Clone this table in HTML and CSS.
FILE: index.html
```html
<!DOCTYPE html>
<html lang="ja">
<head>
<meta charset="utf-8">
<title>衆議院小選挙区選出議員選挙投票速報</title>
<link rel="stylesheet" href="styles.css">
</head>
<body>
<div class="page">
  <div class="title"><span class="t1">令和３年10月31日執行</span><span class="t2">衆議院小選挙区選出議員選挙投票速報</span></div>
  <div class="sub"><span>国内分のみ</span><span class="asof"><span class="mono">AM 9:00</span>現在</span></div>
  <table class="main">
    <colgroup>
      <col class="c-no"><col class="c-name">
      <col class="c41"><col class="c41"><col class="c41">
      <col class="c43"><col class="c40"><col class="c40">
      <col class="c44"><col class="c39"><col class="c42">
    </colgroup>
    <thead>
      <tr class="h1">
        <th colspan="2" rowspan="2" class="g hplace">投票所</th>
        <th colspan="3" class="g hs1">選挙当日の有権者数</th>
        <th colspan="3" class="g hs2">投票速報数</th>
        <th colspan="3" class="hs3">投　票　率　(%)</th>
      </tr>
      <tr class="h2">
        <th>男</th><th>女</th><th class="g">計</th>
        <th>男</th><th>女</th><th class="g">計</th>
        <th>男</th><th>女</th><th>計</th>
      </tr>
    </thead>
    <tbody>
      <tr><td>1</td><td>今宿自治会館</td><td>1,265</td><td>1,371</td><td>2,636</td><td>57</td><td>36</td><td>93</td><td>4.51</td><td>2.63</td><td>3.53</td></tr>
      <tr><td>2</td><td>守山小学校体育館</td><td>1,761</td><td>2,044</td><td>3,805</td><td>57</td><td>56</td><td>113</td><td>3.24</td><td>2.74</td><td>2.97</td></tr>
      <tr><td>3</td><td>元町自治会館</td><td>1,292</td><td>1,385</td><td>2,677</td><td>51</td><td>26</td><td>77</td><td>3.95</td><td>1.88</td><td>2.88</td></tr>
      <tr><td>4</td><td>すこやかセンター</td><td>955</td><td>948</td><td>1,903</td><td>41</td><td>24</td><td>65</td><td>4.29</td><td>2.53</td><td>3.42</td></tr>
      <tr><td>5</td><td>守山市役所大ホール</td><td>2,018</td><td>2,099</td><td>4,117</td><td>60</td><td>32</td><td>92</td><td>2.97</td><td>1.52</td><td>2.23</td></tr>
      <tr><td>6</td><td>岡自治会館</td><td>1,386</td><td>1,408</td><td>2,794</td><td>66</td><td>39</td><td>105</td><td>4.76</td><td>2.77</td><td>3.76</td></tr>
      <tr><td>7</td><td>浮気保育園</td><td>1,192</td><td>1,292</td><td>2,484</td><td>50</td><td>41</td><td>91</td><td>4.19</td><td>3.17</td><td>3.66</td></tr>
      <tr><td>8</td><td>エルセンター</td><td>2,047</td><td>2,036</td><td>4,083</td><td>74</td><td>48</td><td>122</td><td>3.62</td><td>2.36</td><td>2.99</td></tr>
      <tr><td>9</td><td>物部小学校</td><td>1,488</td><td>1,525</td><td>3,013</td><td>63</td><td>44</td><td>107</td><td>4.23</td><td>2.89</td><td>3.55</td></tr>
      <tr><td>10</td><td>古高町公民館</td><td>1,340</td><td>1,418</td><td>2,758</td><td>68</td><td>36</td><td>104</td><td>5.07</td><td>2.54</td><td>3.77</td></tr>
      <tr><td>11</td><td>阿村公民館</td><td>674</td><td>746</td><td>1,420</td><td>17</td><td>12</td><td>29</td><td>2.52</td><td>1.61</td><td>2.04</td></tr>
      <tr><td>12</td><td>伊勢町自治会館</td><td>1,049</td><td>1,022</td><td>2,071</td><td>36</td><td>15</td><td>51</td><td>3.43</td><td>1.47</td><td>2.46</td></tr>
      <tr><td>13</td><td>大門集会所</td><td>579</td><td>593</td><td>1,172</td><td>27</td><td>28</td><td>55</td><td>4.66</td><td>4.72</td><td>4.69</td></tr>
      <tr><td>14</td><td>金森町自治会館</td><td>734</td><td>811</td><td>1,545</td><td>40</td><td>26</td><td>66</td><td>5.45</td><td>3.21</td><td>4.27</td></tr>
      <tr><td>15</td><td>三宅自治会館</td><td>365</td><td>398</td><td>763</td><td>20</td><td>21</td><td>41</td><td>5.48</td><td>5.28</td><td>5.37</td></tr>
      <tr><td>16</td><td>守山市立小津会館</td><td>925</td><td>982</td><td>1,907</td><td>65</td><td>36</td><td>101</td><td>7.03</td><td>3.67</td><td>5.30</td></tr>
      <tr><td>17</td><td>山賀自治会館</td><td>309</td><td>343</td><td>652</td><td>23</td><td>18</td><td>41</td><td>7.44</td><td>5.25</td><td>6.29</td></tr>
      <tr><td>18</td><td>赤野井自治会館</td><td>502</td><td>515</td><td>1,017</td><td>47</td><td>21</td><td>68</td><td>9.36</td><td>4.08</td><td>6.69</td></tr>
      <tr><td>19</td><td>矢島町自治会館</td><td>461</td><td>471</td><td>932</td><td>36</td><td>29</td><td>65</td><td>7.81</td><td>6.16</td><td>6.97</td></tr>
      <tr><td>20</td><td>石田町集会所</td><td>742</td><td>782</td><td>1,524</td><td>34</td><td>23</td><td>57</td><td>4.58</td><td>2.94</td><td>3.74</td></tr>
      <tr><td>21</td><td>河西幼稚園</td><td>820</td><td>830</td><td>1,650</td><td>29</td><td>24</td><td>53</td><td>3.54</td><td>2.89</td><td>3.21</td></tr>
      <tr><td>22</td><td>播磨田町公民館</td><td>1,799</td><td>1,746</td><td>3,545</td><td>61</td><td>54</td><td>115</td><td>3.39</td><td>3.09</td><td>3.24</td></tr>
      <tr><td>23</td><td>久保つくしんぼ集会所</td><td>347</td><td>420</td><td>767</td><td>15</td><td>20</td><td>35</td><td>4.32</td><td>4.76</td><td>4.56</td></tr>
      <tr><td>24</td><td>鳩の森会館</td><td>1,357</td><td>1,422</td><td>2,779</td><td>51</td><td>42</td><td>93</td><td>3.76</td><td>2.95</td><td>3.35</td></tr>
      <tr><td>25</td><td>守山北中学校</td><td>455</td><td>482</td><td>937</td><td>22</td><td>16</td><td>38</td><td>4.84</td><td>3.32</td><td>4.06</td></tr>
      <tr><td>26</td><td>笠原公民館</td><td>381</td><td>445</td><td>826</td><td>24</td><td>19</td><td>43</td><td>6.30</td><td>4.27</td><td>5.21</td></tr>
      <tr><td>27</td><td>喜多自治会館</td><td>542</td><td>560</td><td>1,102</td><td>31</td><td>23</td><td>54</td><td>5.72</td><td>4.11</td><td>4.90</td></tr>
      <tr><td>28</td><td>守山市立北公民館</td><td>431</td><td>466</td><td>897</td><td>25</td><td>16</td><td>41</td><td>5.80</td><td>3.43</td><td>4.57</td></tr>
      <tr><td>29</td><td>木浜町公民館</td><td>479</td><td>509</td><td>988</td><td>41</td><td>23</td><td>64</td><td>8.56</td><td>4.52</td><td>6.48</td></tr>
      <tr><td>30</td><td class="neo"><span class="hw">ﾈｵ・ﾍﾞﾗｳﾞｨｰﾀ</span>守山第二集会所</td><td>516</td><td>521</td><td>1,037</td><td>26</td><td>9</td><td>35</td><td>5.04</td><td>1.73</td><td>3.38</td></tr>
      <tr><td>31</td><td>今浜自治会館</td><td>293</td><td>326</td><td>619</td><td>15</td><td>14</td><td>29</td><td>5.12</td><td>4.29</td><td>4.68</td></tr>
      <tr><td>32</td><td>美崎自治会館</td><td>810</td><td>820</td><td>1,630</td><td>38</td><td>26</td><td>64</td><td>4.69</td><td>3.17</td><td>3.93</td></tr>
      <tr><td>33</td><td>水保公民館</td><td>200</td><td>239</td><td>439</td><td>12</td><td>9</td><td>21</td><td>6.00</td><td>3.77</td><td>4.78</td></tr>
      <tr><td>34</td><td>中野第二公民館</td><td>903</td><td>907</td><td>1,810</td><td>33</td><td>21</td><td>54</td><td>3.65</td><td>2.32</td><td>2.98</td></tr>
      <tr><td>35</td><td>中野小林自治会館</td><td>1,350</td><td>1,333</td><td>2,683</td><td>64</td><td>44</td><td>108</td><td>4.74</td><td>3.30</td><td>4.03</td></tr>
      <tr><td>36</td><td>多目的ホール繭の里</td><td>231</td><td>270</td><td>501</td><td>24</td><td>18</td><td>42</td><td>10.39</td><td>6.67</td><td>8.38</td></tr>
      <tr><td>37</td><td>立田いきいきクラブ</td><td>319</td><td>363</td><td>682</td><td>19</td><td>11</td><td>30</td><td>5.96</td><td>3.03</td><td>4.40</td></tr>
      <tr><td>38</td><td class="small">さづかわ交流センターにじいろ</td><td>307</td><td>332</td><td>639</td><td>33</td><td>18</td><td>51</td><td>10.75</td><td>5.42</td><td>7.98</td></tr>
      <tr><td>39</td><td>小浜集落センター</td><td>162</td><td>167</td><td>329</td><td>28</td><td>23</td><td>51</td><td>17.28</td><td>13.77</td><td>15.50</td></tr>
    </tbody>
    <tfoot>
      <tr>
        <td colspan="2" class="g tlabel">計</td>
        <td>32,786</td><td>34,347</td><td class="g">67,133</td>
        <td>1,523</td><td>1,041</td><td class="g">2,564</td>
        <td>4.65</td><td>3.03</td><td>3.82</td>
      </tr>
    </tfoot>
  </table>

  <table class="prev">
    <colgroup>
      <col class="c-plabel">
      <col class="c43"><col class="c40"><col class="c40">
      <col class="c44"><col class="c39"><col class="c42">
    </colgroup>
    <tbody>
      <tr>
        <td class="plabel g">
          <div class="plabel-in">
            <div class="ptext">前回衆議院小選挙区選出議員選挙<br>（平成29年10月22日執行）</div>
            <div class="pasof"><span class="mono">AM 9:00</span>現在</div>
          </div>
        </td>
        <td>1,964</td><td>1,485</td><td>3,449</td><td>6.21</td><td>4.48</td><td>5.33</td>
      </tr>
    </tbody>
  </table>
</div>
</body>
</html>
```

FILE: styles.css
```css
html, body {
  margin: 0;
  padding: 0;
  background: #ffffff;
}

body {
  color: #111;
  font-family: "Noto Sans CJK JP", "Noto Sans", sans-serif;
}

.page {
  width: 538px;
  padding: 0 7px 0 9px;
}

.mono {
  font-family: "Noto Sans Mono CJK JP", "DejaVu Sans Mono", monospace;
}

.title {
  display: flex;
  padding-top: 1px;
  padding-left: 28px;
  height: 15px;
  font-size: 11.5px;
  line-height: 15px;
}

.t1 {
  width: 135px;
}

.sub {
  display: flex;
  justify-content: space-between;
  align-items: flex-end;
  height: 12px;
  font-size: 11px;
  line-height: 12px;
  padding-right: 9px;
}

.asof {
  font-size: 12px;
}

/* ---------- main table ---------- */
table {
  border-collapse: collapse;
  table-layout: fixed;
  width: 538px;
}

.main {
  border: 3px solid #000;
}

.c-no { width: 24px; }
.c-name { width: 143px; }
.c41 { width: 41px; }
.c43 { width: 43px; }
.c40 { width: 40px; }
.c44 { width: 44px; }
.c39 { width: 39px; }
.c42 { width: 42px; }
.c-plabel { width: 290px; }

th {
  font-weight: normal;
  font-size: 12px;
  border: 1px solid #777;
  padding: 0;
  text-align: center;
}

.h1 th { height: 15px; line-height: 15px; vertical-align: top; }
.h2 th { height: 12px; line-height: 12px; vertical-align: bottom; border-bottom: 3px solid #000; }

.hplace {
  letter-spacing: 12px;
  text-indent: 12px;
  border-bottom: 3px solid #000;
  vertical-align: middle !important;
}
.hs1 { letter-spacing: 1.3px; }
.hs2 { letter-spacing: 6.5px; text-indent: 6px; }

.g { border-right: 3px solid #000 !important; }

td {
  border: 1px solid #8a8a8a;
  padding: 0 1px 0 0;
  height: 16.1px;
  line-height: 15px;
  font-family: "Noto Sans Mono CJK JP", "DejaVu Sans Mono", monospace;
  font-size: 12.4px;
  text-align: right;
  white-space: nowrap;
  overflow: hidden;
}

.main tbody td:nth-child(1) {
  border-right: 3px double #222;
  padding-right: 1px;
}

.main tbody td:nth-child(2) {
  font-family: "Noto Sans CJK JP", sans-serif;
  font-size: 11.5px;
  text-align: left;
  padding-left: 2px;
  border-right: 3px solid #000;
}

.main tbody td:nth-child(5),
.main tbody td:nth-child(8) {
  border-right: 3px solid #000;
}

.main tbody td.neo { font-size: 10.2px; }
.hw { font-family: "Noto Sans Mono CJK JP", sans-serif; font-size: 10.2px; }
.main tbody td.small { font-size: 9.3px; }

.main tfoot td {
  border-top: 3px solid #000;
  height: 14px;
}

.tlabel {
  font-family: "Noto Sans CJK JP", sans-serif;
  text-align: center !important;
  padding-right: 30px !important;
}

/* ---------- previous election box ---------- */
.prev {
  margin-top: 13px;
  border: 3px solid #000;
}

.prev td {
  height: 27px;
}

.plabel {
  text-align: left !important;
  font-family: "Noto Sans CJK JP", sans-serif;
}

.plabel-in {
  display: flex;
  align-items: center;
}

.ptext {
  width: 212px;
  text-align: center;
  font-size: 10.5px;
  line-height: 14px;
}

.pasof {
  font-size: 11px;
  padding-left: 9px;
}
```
--
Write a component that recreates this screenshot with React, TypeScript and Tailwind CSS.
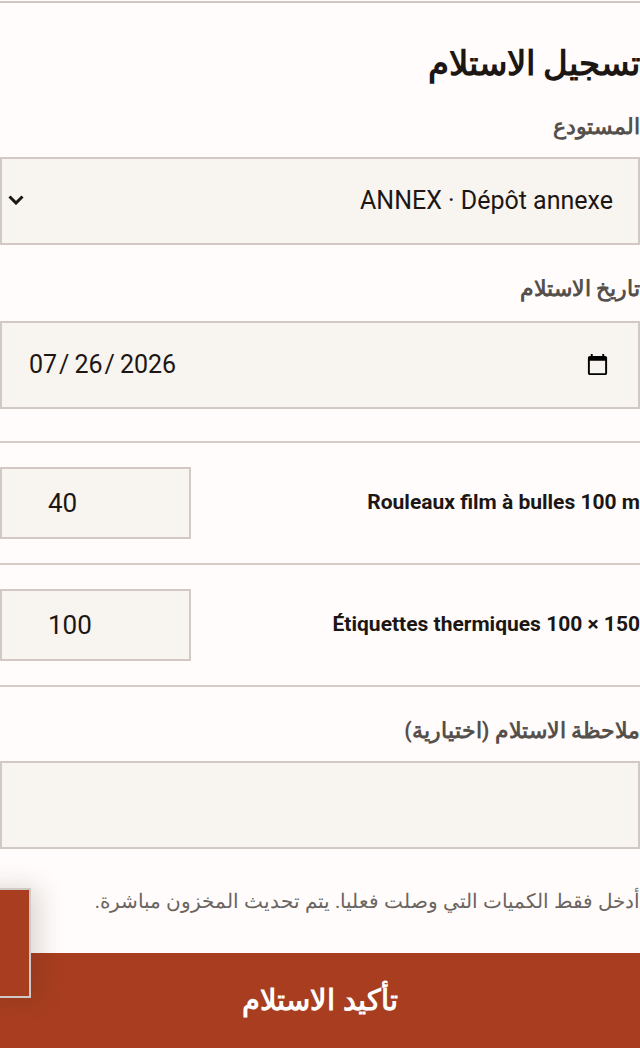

WRITTEN TASK
Look over the listing. Pull out every line with the string "this" in it.

CORRECT OUTPUT
Clone this table in HTML and CSS.
Write a component that recreates this screenshot with React, TypeScript and Tailwind CSS.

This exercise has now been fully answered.